LAWS(PVC)-1929-9-69

N VENKADU Vs. EMPEROR

Decided On September 12, 1929
N VENKADU Appellant
V/S
EMPEROR Respondents

JUDGEMENT

(1.) The six petitioners have presented this petition against their convictions under Sections 147 and 328, I. P. C., and sentences of two months rigorous imprisonment and a fine each of Rs. 25. The ground taken is with reference to the terms of the charges and a certain finding of fact of the learned Sub-Divisional Magistrate in appeal. The charge alleges that the petitioners : Were members of an unlawful assembly and in prosecution of the common object of such assembly, viz., in wreaking vengeance for the social dishonour done to you at the social functions of the day, proceeded to the house of P. W. I at Kowali, arming yourselves with sticks, challenged P. W. 1 to come out, committed the offence of rioting and caused injuries on three of the prosecution witnesses.

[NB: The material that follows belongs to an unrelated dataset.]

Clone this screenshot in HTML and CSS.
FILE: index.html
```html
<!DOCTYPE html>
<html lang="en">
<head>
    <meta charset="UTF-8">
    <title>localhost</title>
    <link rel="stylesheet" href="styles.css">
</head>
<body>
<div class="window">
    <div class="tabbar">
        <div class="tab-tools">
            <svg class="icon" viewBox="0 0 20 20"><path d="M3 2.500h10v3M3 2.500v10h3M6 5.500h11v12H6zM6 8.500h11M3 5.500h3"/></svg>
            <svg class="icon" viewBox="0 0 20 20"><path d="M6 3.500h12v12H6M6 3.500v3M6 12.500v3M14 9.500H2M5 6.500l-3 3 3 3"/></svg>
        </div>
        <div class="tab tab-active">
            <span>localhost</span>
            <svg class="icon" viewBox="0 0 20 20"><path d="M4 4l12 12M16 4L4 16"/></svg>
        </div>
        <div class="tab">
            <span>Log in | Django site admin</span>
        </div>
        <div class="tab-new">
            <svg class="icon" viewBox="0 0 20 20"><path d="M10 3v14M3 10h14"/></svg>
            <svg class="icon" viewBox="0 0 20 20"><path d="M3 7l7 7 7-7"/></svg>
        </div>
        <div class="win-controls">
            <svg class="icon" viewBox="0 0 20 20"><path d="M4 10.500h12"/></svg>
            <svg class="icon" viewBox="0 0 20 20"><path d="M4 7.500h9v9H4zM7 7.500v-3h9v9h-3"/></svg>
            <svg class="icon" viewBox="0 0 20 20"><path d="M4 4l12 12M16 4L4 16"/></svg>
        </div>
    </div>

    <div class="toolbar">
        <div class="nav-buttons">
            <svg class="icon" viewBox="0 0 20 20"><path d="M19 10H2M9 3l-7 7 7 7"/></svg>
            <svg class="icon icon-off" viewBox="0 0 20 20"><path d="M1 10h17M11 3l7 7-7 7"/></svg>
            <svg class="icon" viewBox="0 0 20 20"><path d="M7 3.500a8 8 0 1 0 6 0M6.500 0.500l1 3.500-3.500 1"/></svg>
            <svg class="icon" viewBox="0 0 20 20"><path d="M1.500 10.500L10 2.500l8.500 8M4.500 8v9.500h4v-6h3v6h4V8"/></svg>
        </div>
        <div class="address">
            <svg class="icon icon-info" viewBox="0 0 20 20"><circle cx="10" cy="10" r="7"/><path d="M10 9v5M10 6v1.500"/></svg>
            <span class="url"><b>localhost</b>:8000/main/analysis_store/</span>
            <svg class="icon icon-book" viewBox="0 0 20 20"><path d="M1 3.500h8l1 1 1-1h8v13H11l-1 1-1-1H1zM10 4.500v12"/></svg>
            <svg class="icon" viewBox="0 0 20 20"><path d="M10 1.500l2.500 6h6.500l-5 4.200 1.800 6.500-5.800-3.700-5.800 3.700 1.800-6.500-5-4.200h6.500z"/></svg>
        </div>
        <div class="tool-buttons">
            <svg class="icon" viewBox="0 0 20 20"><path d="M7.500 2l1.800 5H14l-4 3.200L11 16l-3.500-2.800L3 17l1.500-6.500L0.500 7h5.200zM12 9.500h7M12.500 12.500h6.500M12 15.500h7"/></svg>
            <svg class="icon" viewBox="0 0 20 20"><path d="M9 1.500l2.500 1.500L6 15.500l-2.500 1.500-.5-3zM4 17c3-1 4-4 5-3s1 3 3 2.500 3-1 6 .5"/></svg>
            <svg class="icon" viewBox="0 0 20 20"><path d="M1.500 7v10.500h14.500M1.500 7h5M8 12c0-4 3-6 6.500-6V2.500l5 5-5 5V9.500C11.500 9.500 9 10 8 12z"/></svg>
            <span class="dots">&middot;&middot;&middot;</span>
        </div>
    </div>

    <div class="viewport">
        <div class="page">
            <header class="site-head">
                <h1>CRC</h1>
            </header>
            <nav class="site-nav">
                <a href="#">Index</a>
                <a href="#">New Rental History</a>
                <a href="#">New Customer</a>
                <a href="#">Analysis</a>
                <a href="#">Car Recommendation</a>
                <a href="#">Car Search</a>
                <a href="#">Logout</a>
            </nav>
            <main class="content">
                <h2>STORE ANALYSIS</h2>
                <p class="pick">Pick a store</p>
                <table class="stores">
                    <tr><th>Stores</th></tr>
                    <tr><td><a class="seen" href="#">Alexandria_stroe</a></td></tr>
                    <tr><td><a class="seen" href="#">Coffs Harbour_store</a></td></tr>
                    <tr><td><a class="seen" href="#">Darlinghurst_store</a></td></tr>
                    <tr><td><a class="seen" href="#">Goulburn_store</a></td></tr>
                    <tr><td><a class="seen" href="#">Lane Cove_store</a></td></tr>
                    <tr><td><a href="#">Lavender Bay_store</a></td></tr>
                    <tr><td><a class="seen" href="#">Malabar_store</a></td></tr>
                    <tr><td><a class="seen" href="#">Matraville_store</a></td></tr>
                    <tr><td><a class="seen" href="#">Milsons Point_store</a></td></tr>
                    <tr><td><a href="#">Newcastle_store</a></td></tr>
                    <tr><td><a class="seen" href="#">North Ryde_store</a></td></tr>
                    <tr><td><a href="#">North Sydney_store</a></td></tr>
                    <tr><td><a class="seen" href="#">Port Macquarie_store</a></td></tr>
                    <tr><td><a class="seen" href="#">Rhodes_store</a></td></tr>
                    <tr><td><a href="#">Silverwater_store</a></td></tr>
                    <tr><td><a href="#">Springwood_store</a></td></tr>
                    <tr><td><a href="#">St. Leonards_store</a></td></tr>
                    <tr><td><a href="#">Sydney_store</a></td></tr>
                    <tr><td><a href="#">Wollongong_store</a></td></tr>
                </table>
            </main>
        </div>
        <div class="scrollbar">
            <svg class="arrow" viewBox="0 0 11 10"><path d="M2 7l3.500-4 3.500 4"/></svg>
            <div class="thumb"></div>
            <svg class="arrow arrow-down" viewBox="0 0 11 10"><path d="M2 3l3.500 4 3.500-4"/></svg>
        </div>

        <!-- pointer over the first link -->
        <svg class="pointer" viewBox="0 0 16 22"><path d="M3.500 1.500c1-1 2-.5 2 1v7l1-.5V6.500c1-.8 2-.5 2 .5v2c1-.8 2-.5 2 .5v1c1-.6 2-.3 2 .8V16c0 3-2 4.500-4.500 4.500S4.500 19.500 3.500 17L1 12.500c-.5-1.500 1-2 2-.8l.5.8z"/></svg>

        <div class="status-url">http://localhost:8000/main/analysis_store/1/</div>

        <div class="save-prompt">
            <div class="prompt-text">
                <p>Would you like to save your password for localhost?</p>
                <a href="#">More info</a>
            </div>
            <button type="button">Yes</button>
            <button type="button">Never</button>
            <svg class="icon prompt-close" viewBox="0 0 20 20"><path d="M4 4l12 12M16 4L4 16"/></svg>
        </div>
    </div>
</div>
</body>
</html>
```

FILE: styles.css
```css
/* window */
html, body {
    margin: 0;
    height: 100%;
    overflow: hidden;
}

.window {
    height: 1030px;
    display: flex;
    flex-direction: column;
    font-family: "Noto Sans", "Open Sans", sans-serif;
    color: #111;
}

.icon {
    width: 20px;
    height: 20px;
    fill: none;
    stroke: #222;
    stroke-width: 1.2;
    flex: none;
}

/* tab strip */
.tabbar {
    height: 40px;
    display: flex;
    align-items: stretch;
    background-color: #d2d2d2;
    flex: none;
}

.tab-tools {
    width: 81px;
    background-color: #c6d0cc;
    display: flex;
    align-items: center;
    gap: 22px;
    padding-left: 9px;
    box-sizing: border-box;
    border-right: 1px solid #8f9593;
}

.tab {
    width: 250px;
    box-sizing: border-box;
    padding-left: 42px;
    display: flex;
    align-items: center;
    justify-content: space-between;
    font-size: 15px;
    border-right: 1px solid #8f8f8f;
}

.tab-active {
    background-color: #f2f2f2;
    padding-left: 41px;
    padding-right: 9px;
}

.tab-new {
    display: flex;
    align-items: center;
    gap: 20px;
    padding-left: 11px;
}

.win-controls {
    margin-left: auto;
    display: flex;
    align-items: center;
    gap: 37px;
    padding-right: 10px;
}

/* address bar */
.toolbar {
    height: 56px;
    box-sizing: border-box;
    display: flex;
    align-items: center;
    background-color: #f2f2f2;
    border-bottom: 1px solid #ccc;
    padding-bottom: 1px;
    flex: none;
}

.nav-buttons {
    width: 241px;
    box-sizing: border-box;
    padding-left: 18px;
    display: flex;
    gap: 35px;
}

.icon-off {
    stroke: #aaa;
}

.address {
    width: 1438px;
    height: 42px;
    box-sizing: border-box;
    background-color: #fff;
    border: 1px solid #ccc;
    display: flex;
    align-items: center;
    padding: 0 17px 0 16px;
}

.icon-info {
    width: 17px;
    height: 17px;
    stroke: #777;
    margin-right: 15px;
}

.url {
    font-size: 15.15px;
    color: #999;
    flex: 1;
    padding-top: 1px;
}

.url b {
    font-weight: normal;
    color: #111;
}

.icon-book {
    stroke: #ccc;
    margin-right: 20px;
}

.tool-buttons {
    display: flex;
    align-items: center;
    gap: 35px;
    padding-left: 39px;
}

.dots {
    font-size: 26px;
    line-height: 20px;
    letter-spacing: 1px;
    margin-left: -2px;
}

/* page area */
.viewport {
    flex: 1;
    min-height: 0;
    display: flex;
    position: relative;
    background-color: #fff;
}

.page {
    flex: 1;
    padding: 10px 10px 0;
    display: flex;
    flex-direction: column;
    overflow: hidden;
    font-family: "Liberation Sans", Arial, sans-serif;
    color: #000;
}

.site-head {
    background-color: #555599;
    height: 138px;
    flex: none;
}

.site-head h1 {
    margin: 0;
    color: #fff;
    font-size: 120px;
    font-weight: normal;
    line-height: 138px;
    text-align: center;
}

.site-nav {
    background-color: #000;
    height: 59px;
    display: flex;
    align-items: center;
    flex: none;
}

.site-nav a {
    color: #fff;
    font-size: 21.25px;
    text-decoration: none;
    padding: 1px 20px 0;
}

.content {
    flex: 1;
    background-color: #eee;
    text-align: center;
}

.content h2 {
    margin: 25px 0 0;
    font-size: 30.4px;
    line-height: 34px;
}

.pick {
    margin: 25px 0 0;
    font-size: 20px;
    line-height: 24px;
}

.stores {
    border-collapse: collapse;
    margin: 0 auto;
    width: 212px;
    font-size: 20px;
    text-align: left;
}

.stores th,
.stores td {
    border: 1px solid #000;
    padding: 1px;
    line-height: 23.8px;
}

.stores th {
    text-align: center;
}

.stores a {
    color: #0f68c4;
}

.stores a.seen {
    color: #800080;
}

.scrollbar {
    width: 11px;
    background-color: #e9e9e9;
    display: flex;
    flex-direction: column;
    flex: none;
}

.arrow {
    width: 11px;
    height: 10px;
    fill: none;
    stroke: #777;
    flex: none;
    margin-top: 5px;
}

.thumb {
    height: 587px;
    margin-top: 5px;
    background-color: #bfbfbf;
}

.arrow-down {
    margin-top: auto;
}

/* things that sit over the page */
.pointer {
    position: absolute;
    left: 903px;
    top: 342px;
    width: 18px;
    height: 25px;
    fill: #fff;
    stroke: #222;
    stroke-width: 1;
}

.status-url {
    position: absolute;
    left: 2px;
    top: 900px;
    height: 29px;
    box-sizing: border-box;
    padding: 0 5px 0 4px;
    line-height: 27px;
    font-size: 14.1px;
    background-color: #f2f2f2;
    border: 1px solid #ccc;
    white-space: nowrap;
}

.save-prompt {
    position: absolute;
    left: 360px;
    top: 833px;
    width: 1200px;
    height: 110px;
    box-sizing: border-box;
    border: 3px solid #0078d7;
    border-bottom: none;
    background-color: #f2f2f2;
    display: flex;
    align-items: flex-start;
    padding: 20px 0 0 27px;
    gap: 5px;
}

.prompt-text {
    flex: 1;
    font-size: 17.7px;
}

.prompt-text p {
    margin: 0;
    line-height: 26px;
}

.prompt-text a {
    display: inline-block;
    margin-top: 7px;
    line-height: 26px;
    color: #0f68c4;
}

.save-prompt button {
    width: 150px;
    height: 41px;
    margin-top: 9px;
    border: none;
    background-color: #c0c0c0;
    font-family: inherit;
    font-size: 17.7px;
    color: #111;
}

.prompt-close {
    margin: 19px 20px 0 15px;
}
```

(2.) The Stationary Sub-Magistrate found that the evidence established the various components of the charge, including the fact of social dishonour caused to the petitioners on the day previous to the occurrence. It appears that a woman had died and a dinner and other ceremonies were to take place. There was some unpleasantness over the invitation of the accused to this dinner and when, after the dinner a ceremony called " Suddulu " was performed they were not accorded due honours. The Sub-Divisional Magistrate, adverting to the circumstance that this affair of the " Suddulu " is not mentioned in the earlier reports, considers that it may have been a later development. He goes on to add that the evidence established ill feeling between the parties and that petty incidents due to it had taken place before the occurrence, among these incidents being the unpleasantness over the invitation to the dinner. It is at least doubtful, therefore, whether he does not find established some part of what the charge described as social dishonour done at the functions of the day.

(3.) The error that was clearly committed in drafting the charge was to insert as the common object of the accused what was in fact nothing other than a motive. Accordingly, the phrase : In wreaking vengeance for the social dishonour done to you at the social functions of the day. may be regarded as pure surplusage and in deciding what should have been the essential components of the charge may be omitted from consideration. We are left, therefore, with the allegation that the accused formed an unlawful assembly, went to the house with sticks, committed rioting and caused injuries to three witnesses. It is no doubt true that, as so revised, the charge does not explicitly recite a common object, which should properly have been to beat or injure these persons. The question is whether it was, therefore, so defective as to require that the accused should now be acquitted. Mr. Laksh-manna for the petitioners, has showed me several decisions principally originating from the Calcutta High Court and one : In re., Loganathaiyar [1909] 6 M.L.T.17 (at p. 40) from Madras, the substance of them being that, where the common object recited in the charge is different from the common object found a charge of rioting cannot be sustained and the accused person should be acquitted : see for instance Rahimuddi V/s. Asgar Ali [1900] 27 Cal. 990 and Paresh Nath Sircar V/s. Emperor [1906] 33 Cal. 295 . In the latter case, which was decided by three Judges ; Rampini, J., who wrote a dissenting judgment, was of opinion that the provisions of Section 537 cured the defect inasmuch as the accused could not have been in any way prejudiced. In a later Calcutta case Silajit Mahto V/s. Emperor [1903] 86 Cal. 865 it was recognized that : It is not a general proposition of law that a conviction under Section 147, I. P. C., cannot be supported wherever the common object, as stated in the charge, is not precisely made out. The question in each case is whether the common object established agrees in essential particulars with that laid in the charge.